By the time the conductor Sir Edward Downes and his wife ended their lives, the fact that he was a perfectly healthy 85-year-old, though increasingly deaf, did not strike anyone as extraordinary. Culture had changed, and suicide seemed an acceptable step in the ageing process.
Yet there is a terrible irony here. People are opting out of ageing just as research shows that, surprisingly, most old people are more contented in their final years than at any other time.
Our youth-besotted culture will find this impossible to believe, given that wrinkles, flaccid muscles and an unco-operative memory are regarded as fates worse than death. But this shallow attitude ignores the power of love and learning – and it’s being challenged by the latest scientific research.
Economists at Duke University, North Carolina, recently asked a group of 70-year-olds and a group of 30-year-olds about their well-being: the older cohort felt happier and more optimistic than the younger lot.
In The Warmth of the Heart Prevents your Body from Rusting, the French psychologist Marie de Hennezel argues that the last years can be a sort of golden age, when youthful radiance gives way to the radiance of joy. The best-selling book quotes the Princess Palatine, an 18th-century grande dame who, on being asked at what age sexual desire disappeared, answered: “How should I know? I’m only 80.” Compared to such a life force, today’s refusal to grow old seems tragic defeatism.
Predictably, the new desire for neat and tidy, if premature, ends has given rise to a new industry of death. The brand leader is Dignitas, the organisation which assists suicides in Switzerland, where the practice is legal.
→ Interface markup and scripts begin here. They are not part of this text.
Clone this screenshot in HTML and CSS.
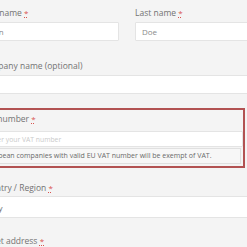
FILE: index.html
```html
<!DOCTYPE html>
<html>
<head>
<meta charset="utf-8">
<link rel="stylesheet" href="styles.css">
</head>
<body>
<form class="form">
  <div class="row two">
    <div class="field">
      <label class="label">First name <abbr class="req">*</abbr></label>
      <div class="input"><span class="value">John</span></div>
    </div>
    <div class="field">
      <label class="label">Last name <abbr class="req">*</abbr></label>
      <div class="input"><span class="value">Doe</span></div>
    </div>
  </div>
  <div class="row field company">
    <label class="label">Company name (optional)</label>
    <div class="input"></div>
  </div>
  <div class="vatbox">
    <label class="label">VAT number <abbr class="req">*</abbr></label>
    <div class="input small"><span class="placeholder">Enter your VAT number</span></div>
    <div class="note">European companies with valid EU VAT number will be exempt of VAT.</div>
  </div>
  <div class="row field country">
    <label class="label">Country / Region <abbr class="req">*</abbr></label>
    <div class="input tall"><span class="value dark">Italy</span></div>
  </div>
  <div class="row field street">
    <label class="label">Street address <abbr class="req">*</abbr></label>
  </div>
</form>
</body>
</html>
```

FILE: styles.css
```css
html, body {
  margin: 0;
  padding: 0;
  background: #f4f4f4;
  overflow: hidden;
}
body {
  font-family: "Open Sans", "Liberation Sans", sans-serif;
  color: #707070;
}
.form {
  margin-left: -20px;
  width: 290px;
  padding-top: 8px;
}
.row.two {
  display: grid;
  grid-template-columns: 139px 1fr;
  column-gap: 16px;
}
.field {
  display: flex;
  flex-direction: column;
}
.label {
  font-size: 8.5px;
  line-height: 10px;
  height: 10px;
  margin-bottom: 4px;
  color: #737373;
}
.req {
  color: #d9534f;
  text-decoration: underline dotted;
  font-size: 8px;
}
.input {
  box-sizing: border-box;
  height: 19px;
  background: #fff;
  border: 1px solid #e4e4e4;
  border-radius: 1px;
  display: flex;
  align-items: center;
  padding-left: 6px;
}
.value {
  font-size: 8px;
  color: #8a8a8a;
}
.value.dark { color: #666; }
.company {
  margin-top: 20px;
}
.vatbox {
  margin-top: 14px;
  margin-left: -8px;
  margin-right: 25px;
  border: 2px solid #b25252;
  padding: 4px 0 0 6px;
  height: 60px;
  box-sizing: border-box;
  display: flex;
  flex-direction: column;
}
.vatbox .label {
  margin-bottom: 7px;
}
.input.small { height: 16px; }
.placeholder {
  font-size: 6.8px;
  color: #cacaca;
}
.note {
  margin-top: 1px;
  border: 1px solid #e0e0e0;
  background: #f7f7f7;
  font-size: 7px;
  line-height: 14px;
  padding-left: 2px;
  margin-right: 2px;
  color: #6a6a6a;
  white-space: nowrap;
}
.country { margin-top: 15px; }
.country .label { margin-bottom: 3px; }
.input.tall { height: 22px; }
.street { margin-top: 18px; }
```
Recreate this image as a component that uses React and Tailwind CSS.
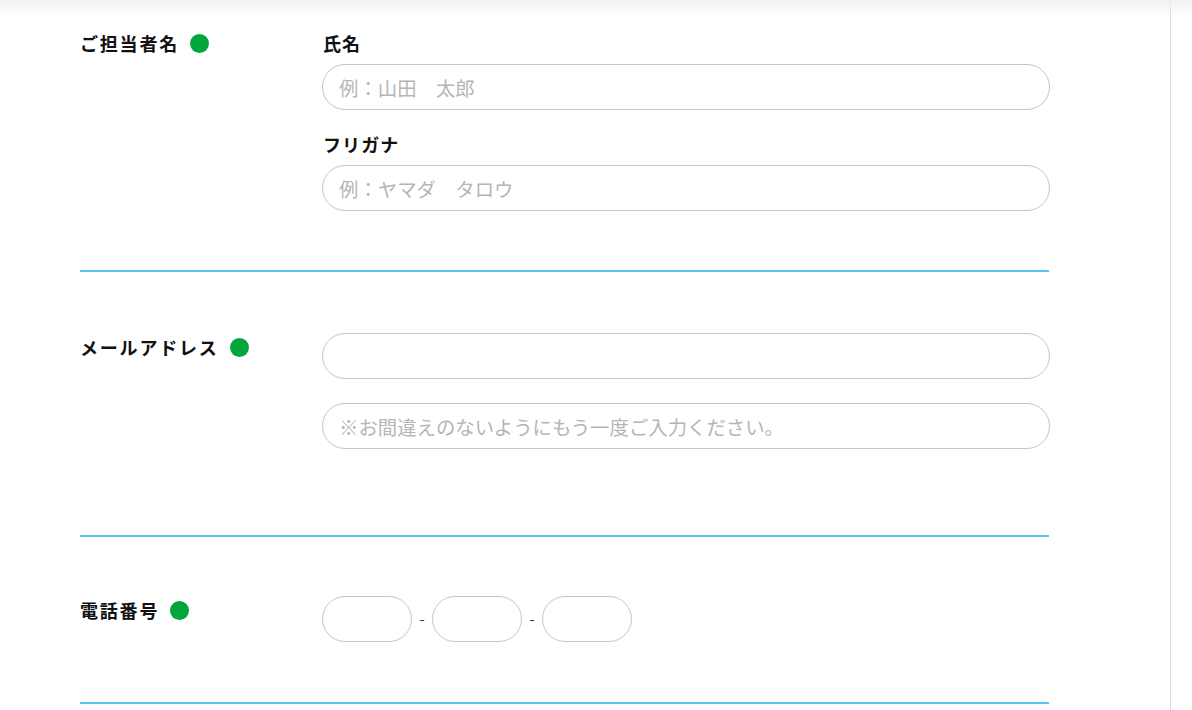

Dignitas delivers a package as glossy as a Saga cruise in the Med: instead of a wood-panelled cabin, passengers get an antiseptic if somewhat soulless flat near Zurich; instead of a guide, they will have “an assistant” to ensure that the poisonous cocktail does its business. The organisers ensure they waste no time with bureaucratic procedures such as doctors’ prognoses or proof that the individual’s case is truly a terminal one.
The process is not cheap: at £10,000 per (one-way) ticket, a Dignitas death, like that fortnight’s cruise, can be a rite of passage only for those with a disposable income. But competition will reduce prices as soon as other countries follow Switzerland’s example and legalise assisted suicide. Then everyone can become a passenger on this grisly voyage.
I am not saying that we should return to old-fashioned attitudes towards taking one’s life. Only a few decades back, a suicide stained the family name, left survivors guilty and ashamed, and the deceased was often barred from a Christian burial.
Research into depression and mental illness has changed all that. Attempted suicides and the families of people who kill themselves are counselled rather than stigmatised, and since 2009 even the Catholic Church has judged suicide in the context of the victim’s mental health.
Yet I cannot believe that Nan Maitland asking for a manicure before swallowing a lethal dose is a sign of progress. In my view, the Princess Palatine, 300 years ago, had understood life, and ageing, a whole lot better.